This won't be a comprehensive summary of the speeches at this morning's St. Patrick's Day breakfast at the ICC, but just a couple things I scratched down in my program during the event.
The trick with the speeches at these sorts of things is to throw some jabs with just enough *oopmh* to actually land, but still keeping everything above the belt. That's not easy to do. If you try to go too tame, you won't be funny (and if you just substitute the names of people present into well-worn jokes that don't even necessarily apply to them, then you're just going to elicit groans). If you go too acerbic, you still wind up with the proverbial turd-in-the-punchbowl problem: People are a lot thinner-skinned in reality than they are in theory. Besides, humor shouldn't be used to mask actual barbs...if you recall the speech Owen Wilson gave to Isla Fisher in Wedding Crashers, his advice was sage -- "Everyone knows Jen loves to shop..." can be a lead-in to some guffaws and knee-slapping, but if you are going to use the pretext of humor to stand up and point out people's flaws, you're going to hear the caterers clinking the glasses, so to speak.
Anyway, back to the speeches. I didn't think there were any below-the-ribs uppercuts today. The Sun caught a lot of flak, unsurprisingly, but that was such a common theme that Campanini was able to just sort of raise his glass and roll with it. The CM's line about richardhowe.com having more writers than the Sun landed in the sweet spot I described above, because it addressed issues of New Media vs. Old Media and the fading relevance of the city's paper of record, but left just enough unsaid so that those who know the background of the issues between the two institutions could enjoy what he pointed out, but there was no blunt force behind it...someone coming in from Elizabeth Warren's staff, for instance, might not know why it was so funny to some of us in the crowd.

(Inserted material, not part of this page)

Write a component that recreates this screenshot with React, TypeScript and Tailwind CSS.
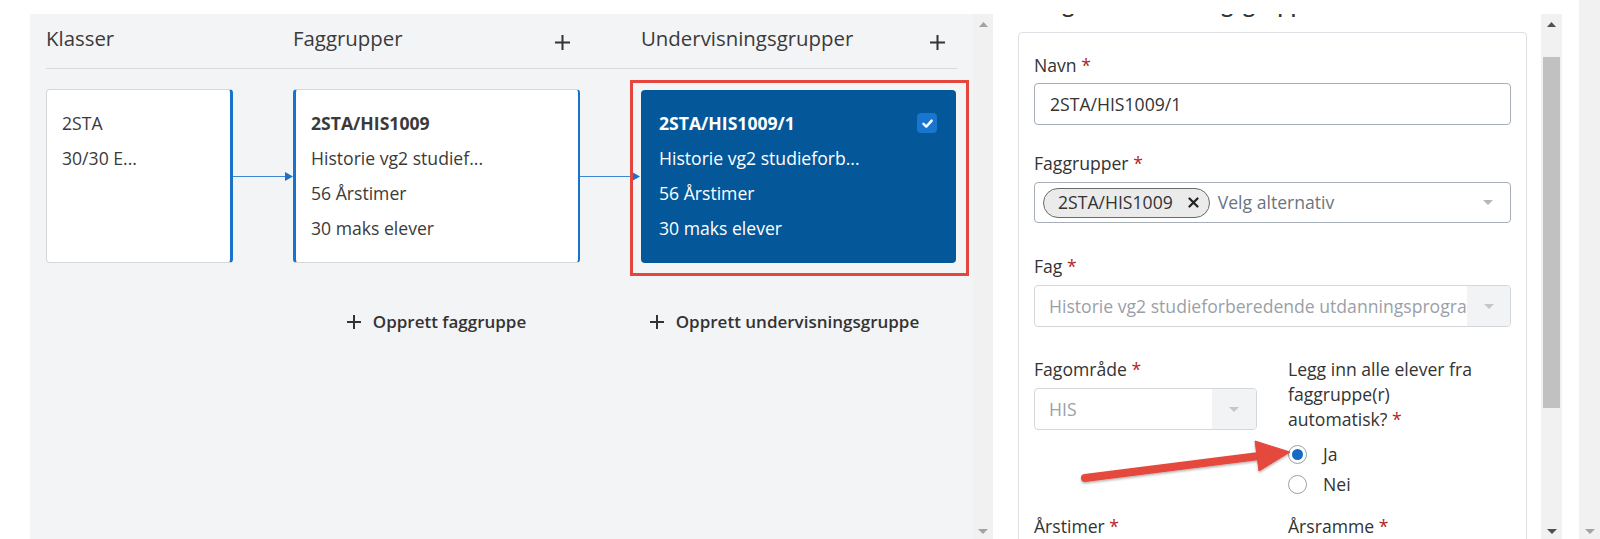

Ditto for the CM's line about Sam Poulten registering ten times on the sign-in sheets, or Mayor Murphy's bit about the different advice that he and Rodney Elliott (the counter-Bernie) received when they asked Lynch a year ago about how they could speak at the breakfast -- that joke touched on Elliott's mayoral aspirations and his rivalry with Lynch without hitting any raw nerves.
One thing that people forget all too often when speaking in public: stay on your toes just enough so that you're able to call an audible when you need to. Senator Brown opened right up with, "It's great to be here with all these wonderful distinguished speakers, guests, etc...[and then, while glancing down at Murphy and losing the cheerful tone that the sentence started with] and the Mayor." Boilerplate stuff, but it was well-delivered and set the tone for the rest of Brown's speech.
Here's where Elizabeth Warren made a wrong turn: She gave the EXACT same opener. Maybe that's a sign that it's a hackneyed opening, but regardless, the bigger point is that she should've scratched that intro altogether. The joke simply doesn't work when someone just gave it, two speeches ago.
On a sidenote, that kind of reminds me of some of the interminable "hot-button issue" CC meetings where people come with prepared speeches. If someone gets up before you and says exactly what you were going to say, making all your key points, asking for the same considerations, etc. Just acknowledge what the previous speaker said, state your emphatic agreement, and be done. Don't just barrel ahead with Diatribe 1.0 just because it's what you prepared.
Kudos to State Rep. Tom Golden for originality with the movie posters (but could Henri Marchand have made a better Mini-Me?) and for Rep. Nangle continuing to *own* his cell-phone message bit. As for Rep. Murphy, I wasn't a fan of the pre-fab [insert name of subject here] jokes, but I will say this: He kept it short. Most of the speakers overshot the four-minute time limit, which dulled the audience's edge for speeches later in the lineup. This is probably the oldest advice around speech-giving, but that doesn't make it any less true: When in doubt, keep it short.
Sheriff Koutoujian drew some applause when he started a sentence with "In conclusion..." [think Bill Clinton at the 1988 Dem. Nat'l Convention] which might have been the funniest moment during his speech. Where he really confused people in the crowd who didn't know he had an Assistant in his office named "Pat Murphy" was the long, apocryphal story about "Pat Murphy" being arrested by his guys, which led the folks at our table (Citizens Media Group) to wonder: a) where is this material coming from? and b) who the heck calls our Mayor 'Pat?' Maybe a lot of people in the audience knew they weren't one and the same, but (speaking for one table, at least), that explained the puzzled silence from us during that part of the program. We only learned afterwards that the entire joke had nothing to with Hizzoner, the Mayor.
And speaking of keeping it brief, I hereby conclude this blog entry!